Using prefix- and policy-based encryption, service discovery is decomposed into two steps: (1) service announcement and (2) key exchange, similar to [I-D.ietf-dnssd-privacy]. Announcements carry service identities, ephemeral key shares, and a signature, all encrypted under the service’s desired policy prefix, e.g., /Alice/Family/*. Upon receipt of an announcement, clients with matching policy private keys can decrypt the announcement and use the ephemeral key share to perform an Authenticated Diffie Hellman key exchange with the service.
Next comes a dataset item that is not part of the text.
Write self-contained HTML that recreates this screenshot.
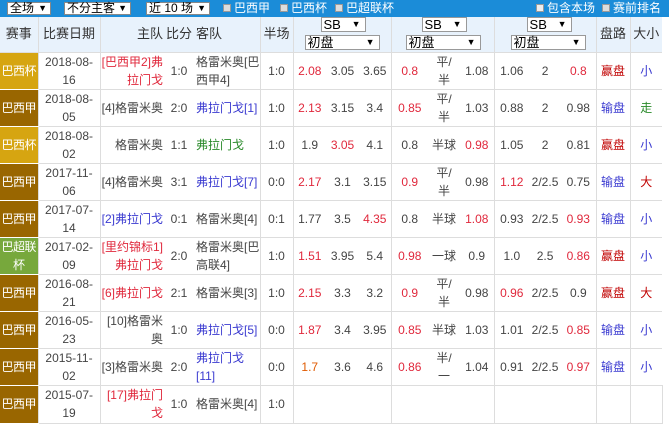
<!DOCTYPE html>
<html><head><meta charset="utf-8"><style>
*{margin:0;padding:0;box-sizing:border-box}
body{width:669px;height:424px;background:#fff;font-family:"Liberation Sans","Noto Sans CJK SC",sans-serif;font-size:12px;color:#444;overflow:hidden;position:relative}
.bar{position:absolute;left:0;top:0;width:669px;height:17px;background:#1b8cd8;color:#fff;font-size:12px;line-height:17px}
.sel{position:absolute;top:2px;height:13px;background:#fff;color:#000;border:1px solid #888;line-height:11px;font-size:12px;padding-left:2px}
.sel b{position:absolute;right:3px;top:0;font-size:9px}
.cb{position:absolute;top:0;white-space:nowrap}
.cb i{display:inline-block;width:8px;height:8px;background:#ddd;border:1px solid #999;margin-right:3px;vertical-align:0}
table{position:absolute;left:0;top:17px;border-collapse:collapse;table-layout:fixed;width:662px}
td{text-align:center;vertical-align:middle;line-height:18px;font-size:12px;height:37px;border-bottom:1px solid #ddd;overflow:hidden}
tr.h td{background:#e8f2fc;height:35px;font-size:13px;color:#333}
.bl{border-left:1px solid #ddd}
.lg{color:#fff;font-size:12px;letter-spacing:-0.5px;white-space:nowrap;border-bottom:1px solid #fff}
.cup{background:#d6a511}.a{background:#996600}.g{background:#77a83c}
.r{color:#e0283c}.bu{color:#3a3ad0}.gr{color:#2a8a2a}.dr{color:#c00000}
.hm{text-align:right;padding-right:2px}.aw{text-align:left;padding-left:3px}
.s{display:inline-block;position:relative;height:15px;border:1px solid #999;background:#fff;text-align:left;line-height:13px;font-size:13px;color:#000;padding-left:2px}
.s b{position:absolute;right:4px;top:0;font-size:9px}
</style></head><body>
<div class="bar">
<span class="sel" style="left:7px;width:44px">全场<b>▼</b></span>
<span class="sel" style="left:64px;width:67px">不分主客<b>▼</b></span>
<span class="sel" style="left:146px;width:64px">近 10 场<b>▼</b></span>
<span class="cb" style="left:223px"><i></i>巴西甲</span>
<span class="cb" style="left:280px"><i></i>巴西杯</span>
<span class="cb" style="left:335px"><i></i>巴超联杯</span>
<span class="cb" style="left:536px"><i style="background:#eee"></i>包含本场</span>
<span class="cb" style="left:602px"><i></i>赛前排名</span>
</div>
<table>
<colgroup><col style="width:38px"><col style="width:62px"><col style="width:65px"><col style="width:28px"><col style="width:67px"><col style="width:33px"><col style="width:33px"><col style="width:33px"><col style="width:32px"><col style="width:37px"><col style="width:32px"><col style="width:34px"><col style="width:35px"><col style="width:32px"><col style="width:35px"><col style="width:34px"><col style="width:32px"></colgroup>
<tr class="h"><td>赛事</td><td class="bl">比赛日期</td><td class="bl hm" colspan="1">主队</td><td>比分</td><td class="aw">客队</td><td class="bl">半场</td>
<td class="bl" colspan="3" style="position:relative"><span class="s" style="width:45px;position:absolute;left:27px;top:0">SB<b>▼</b></span><span class="s" style="width:75px;position:absolute;left:11px;top:18px">初盘<b>▼</b></span></td>
<td class="bl" colspan="3" style="position:relative"><span class="s" style="width:45px;position:absolute;left:30px;top:0">SB<b>▼</b></span><span class="s" style="width:75px;position:absolute;left:14px;top:18px">初盘<b>▼</b></span></td>
<td class="bl" colspan="3" style="position:relative"><span class="s" style="width:45px;position:absolute;left:32px;top:0">SB<b>▼</b></span><span class="s" style="width:75px;position:absolute;left:16px;top:18px">初盘<b>▼</b></span></td>
<td class="bl">盘路</td><td class="bl">大小</td></tr>

<tr><td class="lg cup">巴西杯</td><td class="bl">2018-08-<br>16</td><td class="bl hm r">[巴西甲2]弗<br>拉门戈</td><td>1:0</td><td class="aw">格雷米奥[巴<br>西甲4]</td><td class="bl">1:0</td><td class="bl r">2.08</td><td>3.05</td><td>3.65</td><td class="bl r">0.8</td><td>平/<br>半</td><td>1.08</td><td class="bl">1.06</td><td>2</td><td class="r">0.8</td><td class="bl dr">赢盘</td><td class="bl bu">小</td></tr>

<tr><td class="lg a">巴西甲</td><td class="bl">2018-08-<br>05</td><td class="bl hm">[4]格雷米奥</td><td>2:0</td><td class="aw bu">弗拉门戈[1]</td><td class="bl">1:0</td><td class="bl r">2.13</td><td>3.15</td><td>3.4</td><td class="bl r">0.85</td><td>平/<br>半</td><td>1.03</td><td class="bl">0.88</td><td>2</td><td>0.98</td><td class="bl bu">输盘</td><td class="bl gr">走</td></tr>

<tr><td class="lg cup">巴西杯</td><td class="bl">2018-08-<br>02</td><td class="bl hm">格雷米奥</td><td>1:1</td><td class="aw gr">弗拉门戈</td><td class="bl">1:0</td><td class="bl">1.9</td><td class="r">3.05</td><td>4.1</td><td class="bl">0.8</td><td>半球</td><td class="r">0.98</td><td class="bl">1.05</td><td>2</td><td>0.81</td><td class="bl dr">赢盘</td><td class="bl bu">小</td></tr>

<tr><td class="lg a">巴西甲</td><td class="bl">2017-11-<br>06</td><td class="bl hm">[4]格雷米奥</td><td>3:1</td><td class="aw bu">弗拉门戈[7]</td><td class="bl">0:0</td><td class="bl r">2.17</td><td>3.1</td><td>3.15</td><td class="bl r">0.9</td><td>平/<br>半</td><td>0.98</td><td class="bl r">1.12</td><td>2/2.5</td><td>0.75</td><td class="bl bu">输盘</td><td class="bl dr">大</td></tr>

<tr><td class="lg a">巴西甲</td><td class="bl">2017-07-<br>14</td><td class="bl hm bu">[2]弗拉门戈</td><td>0:1</td><td class="aw">格雷米奥[4]</td><td class="bl">0:1</td><td class="bl">1.77</td><td>3.5</td><td class="r">4.35</td><td class="bl">0.8</td><td>半球</td><td class="r">1.08</td><td class="bl">0.93</td><td>2/2.5</td><td class="r">0.93</td><td class="bl bu">输盘</td><td class="bl bu">小</td></tr>

<tr><td class="lg g">巴超联<br>杯</td><td class="bl">2017-02-<br>09</td><td class="bl hm r">[里约锦标1]<br>弗拉门戈</td><td>2:0</td><td class="aw">格雷米奥[巴<br>高联4]</td><td class="bl">1:0</td><td class="bl r">1.51</td><td>3.95</td><td>5.4</td><td class="bl r">0.98</td><td>一球</td><td>0.9</td><td class="bl">1.0</td><td>2.5</td><td class="r">0.86</td><td class="bl dr">赢盘</td><td class="bl bu">小</td></tr>

<tr><td class="lg a">巴西甲</td><td class="bl">2016-08-<br>21</td><td class="bl hm r">[6]弗拉门戈</td><td>2:1</td><td class="aw">格雷米奥[3]</td><td class="bl">1:0</td><td class="bl r">2.15</td><td>3.3</td><td>3.2</td><td class="bl r">0.9</td><td>平/<br>半</td><td>0.98</td><td class="bl r">0.96</td><td>2/2.5</td><td>0.9</td><td class="bl dr">赢盘</td><td class="bl dr">大</td></tr>

<tr><td class="lg a">巴西甲</td><td class="bl">2016-05-<br>23</td><td class="bl hm">[10]格雷米<br>奥</td><td>1:0</td><td class="aw bu">弗拉门戈[5]</td><td class="bl">0:0</td><td class="bl r">1.87</td><td>3.4</td><td>3.95</td><td class="bl r">0.85</td><td>半球</td><td>1.03</td><td class="bl">1.01</td><td>2/2.5</td><td class="r">0.85</td><td class="bl bu">输盘</td><td class="bl bu">小</td></tr>

<tr><td class="lg a">巴西甲</td><td class="bl">2015-11-<br>02</td><td class="bl hm">[3]格雷米奥</td><td>2:0</td><td class="aw bu">弗拉门戈<br>[11]</td><td class="bl">0:0</td><td class="bl" style="color:#e05a00">1.7</td><td>3.6</td><td>4.6</td><td class="bl r">0.86</td><td>半/<br>一</td><td>1.04</td><td class="bl">0.91</td><td>2/2.5</td><td class="r">0.97</td><td class="bl bu">输盘</td><td class="bl bu">小</td></tr>

<tr><td class="lg a" style="height:38px">巴西甲</td><td class="bl">2015-07-<br>19</td><td class="bl hm r">[17]弗拉门<br>戈</td><td>1:0</td><td class="aw">格雷米奥[4]</td><td class="bl">1:0</td><td class="bl"></td><td></td><td></td><td class="bl"></td><td></td><td></td><td class="bl"></td><td></td><td></td><td class="bl"></td><td class="bl" style="border-right:1px solid #ddd"></td></tr>
</table>
</body></html>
Upon completion, the derived shared secret may be used for any further communication, e.g., DNS-SD queries, if needed.

This system has the following properties:

  1. Asymmetric work load: computation for clients is on the order of advertisements.
  2. Mutual identity privacy: Both client and server identities are hidden from active and passive attackers.
  3. Client set size hiding: Policy-based encryption advertisements hides the number of clients with matching policy keys.
  4. Unlinkability: Client initiated connections are unlinkable to service advertisements (modulo network-layer connection information, such as advertisement origin and connection destination).